─── MATERIAL ───

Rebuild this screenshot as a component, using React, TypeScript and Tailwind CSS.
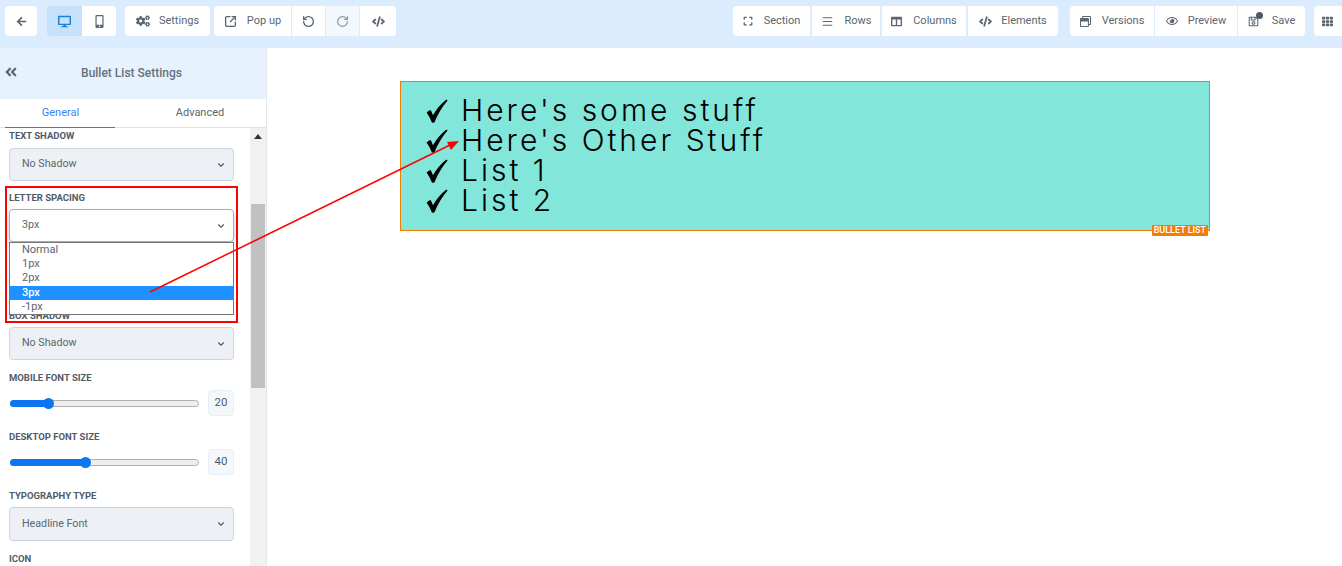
import type { ReactNode } from "react";
import {
  FaAngleDoubleLeft,
  FaArrowLeft,
  FaCode,
  FaCogs,
  FaColumns,
  FaDesktop,
  FaExpand,
  FaMobileAlt,
  FaRegEye,
  FaRegSave,
  FaRegWindowRestore,
  FaTh,
} from "react-icons/fa";
import { ChevronDown, Menu, RotateCcw, RotateCw, SquareArrowOutUpRight } from "lucide-react";

function ToolButton({
  icon,
  label,
  className = "",
}: {
  icon: ReactNode;
  label?: string;
  className?: string;
}) {
  return (
    <div className={`flex h-[30px] items-center justify-center gap-[9px] bg-white text-[11px] text-[#5b6670] ${className}`}>
      {icon}
      {label && <span>{label}</span>}
    </div>
  );
}

function FieldLabel({ children, className = "" }: { children: ReactNode; className?: string }) {
  return (
    <div className={`h-3 text-[9.5px] leading-3 font-bold text-[#4f5b67] uppercase ${className}`}>
      {children}
    </div>
  );
}

function SelectBox({
  value,
  active = false,
  className = "",
}: {
  value: string;
  active?: boolean;
  className?: string;
}) {
  return (
    <div
      className={`flex items-center justify-between rounded-[4px] border pr-[7px] pl-3 text-[10.7px] text-[#5b6670] ${
        active ? "border-[#a3adba] bg-white" : "border-[#cdd5df] bg-[#edf1f6]"
      } ${className}`}
    >
      <span>{value}</span>
      <ChevronDown size={10} strokeWidth={2.6} className="text-[#4f5b67]" />
    </div>
  );
}

function SliderRow({ value, fill }: { value: string; fill: string }) {
  return (
    <div className="mt-1.5 flex h-[26px] items-center justify-between">
      <div className="relative ml-px h-[7px] w-[189px] rounded-full border border-[#b0b0b0] bg-[#eeeeee]">
        <div className={`absolute top-[-1px] left-[-1px] h-[7px] rounded-l-full bg-[#0b76f0] ${fill}`}>
          <div className="absolute top-[-2px] right-[-5px] h-[11px] w-[11px] rounded-full bg-[#0b76f0]" />
        </div>
      </div>
      <div className="flex h-[26px] w-[26px] items-center justify-center rounded-[4px] border border-[#e8eef4] bg-[#f4f8fb] text-[11.5px] text-[#4f5b67]">
        {value}
      </div>
    </div>
  );
}

function CheckMark() {
  return (
    <svg width="22" height="24" viewBox="0 0 22 24" className="shrink-0">
      <path d="M0.6 13.4 Q3 11.4 4.6 11 Q6 13.4 7 16.2 Q12 7 20.4 0.4 L21.6 1.4 Q13 11.4 8.4 23.6 L6 23.8 Q3.6 17.4 0.6 13.4 Z" fill="#000000" />
    </svg>
  );
}

const LIST_ITEMS = ["Here's some stuff", "Here's Other Stuff", "List 1", "List 2"];
const OPTIONS = ["Normal", "1px", "2px", "3px", "-1px"];

export default function App() {
  return (
    <div className="relative flex h-[566px] w-[1342px] flex-col overflow-hidden bg-white font-['Roboto',sans-serif]">
      {/* Top toolbar */}
      <header className="flex h-12 shrink-0 items-start justify-between bg-[#dbecfe] pt-1.5 pl-[5px]">
        <div className="flex items-center">
          <ToolButton icon={<FaArrowLeft size={11} />} className="w-8 rounded-[4px] text-[#4b5563]" />
          <div className="ml-2.5 flex overflow-hidden rounded-[4px]">
            <ToolButton icon={<FaDesktop size={13} className="text-[#1b7fd6]" />} className="w-[35px] !bg-[#c5e1fc]" />
            <ToolButton icon={<FaMobileAlt size={13} />} className="w-[34px]" />
          </div>
          <ToolButton icon={<FaCogs size={14} />} label="Settings" className="ml-[9px] w-[85px] rounded-[4px] text-[#4f5b67]" />
          <div className="ml-1 flex gap-px">
            <ToolButton
              icon={<SquareArrowOutUpRight size={13} strokeWidth={2.4} />}
              label="Pop up"
              className="w-[77px] rounded-l-[4px] gap-[10px]"
            />
            <ToolButton icon={<RotateCcw size={13} strokeWidth={2.4} />} className="w-[33px]" />
            <ToolButton icon={<RotateCw size={13} strokeWidth={2.2} className="text-[#8d97a1]" />} className="w-[33px] !bg-[#f3f8fe]" />
            <ToolButton icon={<FaCode size={13} />} className="w-9 rounded-r-[4px]" />
          </div>
        </div>
        <div className="flex items-center">
          <div className="flex gap-0.5">
            <ToolButton icon={<FaExpand size={10} />} label="Section" className="w-[77px] rounded-l-[4px] gap-[11px]" />
            <ToolButton icon={<Menu size={13} />} label="Rows" className="w-[68px] gap-[11px]" />
            <ToolButton icon={<FaColumns size={11} />} label="Columns" className="w-[84px] gap-[11px]" />
            <ToolButton icon={<FaCode size={13} />} label="Elements" className="w-[90px] rounded-r-[4px]" />
          </div>
          <div className="ml-3 flex gap-px">
            <ToolButton icon={<FaRegWindowRestore size={11} />} label="Versions" className="w-[84px] rounded-l-[4px] gap-[11px]" />
            <ToolButton icon={<FaRegEye size={12} />} label="Preview" className="w-[82px] gap-[10px]" />
            <ToolButton
              icon={
                <span className="relative">
                  <FaRegSave size={11} />
                  <span className="absolute top-[-4px] right-[-4px] h-[7px] w-[7px] rounded-full bg-[#4a5868]" />
                </span>
              }
              label="Save"
              className="w-[67px] rounded-r-[4px] gap-[13px]"
            />
          </div>
          <ToolButton icon={<FaTh size={11} />} className="ml-[9px] w-7 rounded-l-[4px] !justify-start pl-2" />
        </div>
      </header>

      <div className="flex min-h-0 flex-1">
        {/* Settings sidebar */}
        <aside className="flex w-[267px] shrink-0 flex-col border-r border-[#e4e6e9]">
          <div className="relative flex h-[51px] shrink-0 items-center justify-center bg-[#e6f2fe] pr-[3px] pb-0.5 text-[12px] font-medium text-[#66707b]">
            <FaAngleDoubleLeft size={14} className="absolute top-[17px] left-[4px] text-[#5b6670]" />
            <span>Bullet List Settings</span>
          </div>
          <div className="flex h-[29px] shrink-0 border-b border-[#dfe3e8] text-[11px]">
            <div className="ml-[5px] flex h-[29px] w-[110px] items-center justify-center border-b border-[#2b7fe0] pl-[1px] text-[#3b82f6]">
              General
            </div>
            <div className="flex flex-1 items-center justify-center pl-[19px] text-[#5b6670]">Advanced</div>
          </div>

          <div className="flex min-h-0 flex-1">
            {/* Field list, scrolled part way down */}
            <div className="relative min-w-0 flex-1 overflow-hidden pr-[16px] pl-[9px]">
              <FieldLabel className="mt-0.5">Text Shadow</FieldLabel>
              <SelectBox value="No Shadow" className="mt-1.5 h-[33px]" />
              <FieldLabel className="mt-[11px]">Letter Spacing</FieldLabel>
              <SelectBox value="3px" active className="mt-[5px] h-[33px] shadow-[0_4px_6px_rgba(0,0,0,0.18)]" />
              <FieldLabel className="mt-[68px]">Box Shadow</FieldLabel>
              <SelectBox value="No Shadow" className="mt-[5px] h-[33px]" />
              <FieldLabel className="mt-3">Mobile Font Size</FieldLabel>
              <SliderRow value="20" fill="w-[39px]" />
              <FieldLabel className="mt-[15px]">Desktop Font Size</FieldLabel>
              <SliderRow value="40" fill="w-[76px]" />
              <FieldLabel className="mt-[15px]">Typography Type</FieldLabel>
              <SelectBox value="Headline Font" className="mt-[5px] h-[34px]" />
              <FieldLabel className="mt-3">Icon</FieldLabel>
            </div>
            {/* Scrollbar */}
            <div className="relative w-4 shrink-0 bg-[#f1f1f1]">
              <div className="absolute top-[6px] left-[4px] h-0 w-0 border-x-[4px] border-b-[5px] border-x-transparent border-b-[#333333]" />
              <div className="absolute top-[76px] left-px h-[184px] w-[14px] bg-[#c1c1c1]" />
            </div>
          </div>
        </aside>

        {/* Canvas */}
        <main className="min-w-0 flex-1 pt-[33px] pl-[133px]">
          <div className="relative flex h-[150px] w-[810px] flex-col border border-[#f57c00] bg-[#83e6da] pt-[14px] pl-[25px] font-['Inter',sans-serif] text-[30px] leading-[30px] font-light tracking-[3px] text-black">
            {LIST_ITEMS.map((item) => (
              <div key={item} className="flex h-[30px] items-center gap-[13px]">
                <CheckMark />
                <span className="pb-0.5">{item}</span>
              </div>
            ))}
            <div className="absolute right-px bottom-[-6px] flex h-[11px] items-center rounded-[1px] bg-[#f57c00] px-[2px] font-['Roboto',sans-serif] text-[9px] leading-none font-medium tracking-normal text-white">
              BULLET LIST
            </div>
          </div>
        </main>
      </div>

      {/* Open select list */}
      <div className="absolute top-[242px] left-[9px] w-[225px] border border-[#767676] bg-white text-[11px] leading-[13px] text-[#5b6670]">
        {OPTIONS.map((option) => (
          <div key={option} className={`h-[14.2px] pl-3 ${option === "3px" ? "bg-[#1e90ff] font-medium text-white" : ""}`}>
            {option}
          </div>
        ))}
      </div>

      {/* Annotation */}
      <div className="pointer-events-none absolute top-[186px] left-[5px] h-[137px] w-[233px] border-2 border-[#ff0000]" />
      <svg className="pointer-events-none absolute top-0 left-0" width="1342" height="566" viewBox="0 0 1342 566">
        <line x1="150" y1="292" x2="450" y2="145" stroke="#ff0000" strokeWidth="1.5" />
        <polygon points="459,141 447,142 451,150" fill="#ff0000" />
      </svg>
    </div>
  );
}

───

- **WHAT YOU WILL DO**: Reproduce the material above from its first line through the line containing "RotateCcw, RotateCw, SquareArrowOutUpRight", both ends included, and skip every picture.

- **TASK OUTPUT**:
Rebuild this screenshot as a component, using React, TypeScript and Tailwind CSS.
import type { ReactNode } from "react";
import {
  FaAngleDoubleLeft,
  FaArrowLeft,
  FaCode,
  FaCogs,
  FaColumns,
  FaDesktop,
  FaExpand,
  FaMobileAlt,
  FaRegEye,
  FaRegSave,
  FaRegWindowRestore,
  FaTh,
} from "react-icons/fa";
import { ChevronDown, Menu, RotateCcw, RotateCw, SquareArrowOutUpRight } from "lucide-react";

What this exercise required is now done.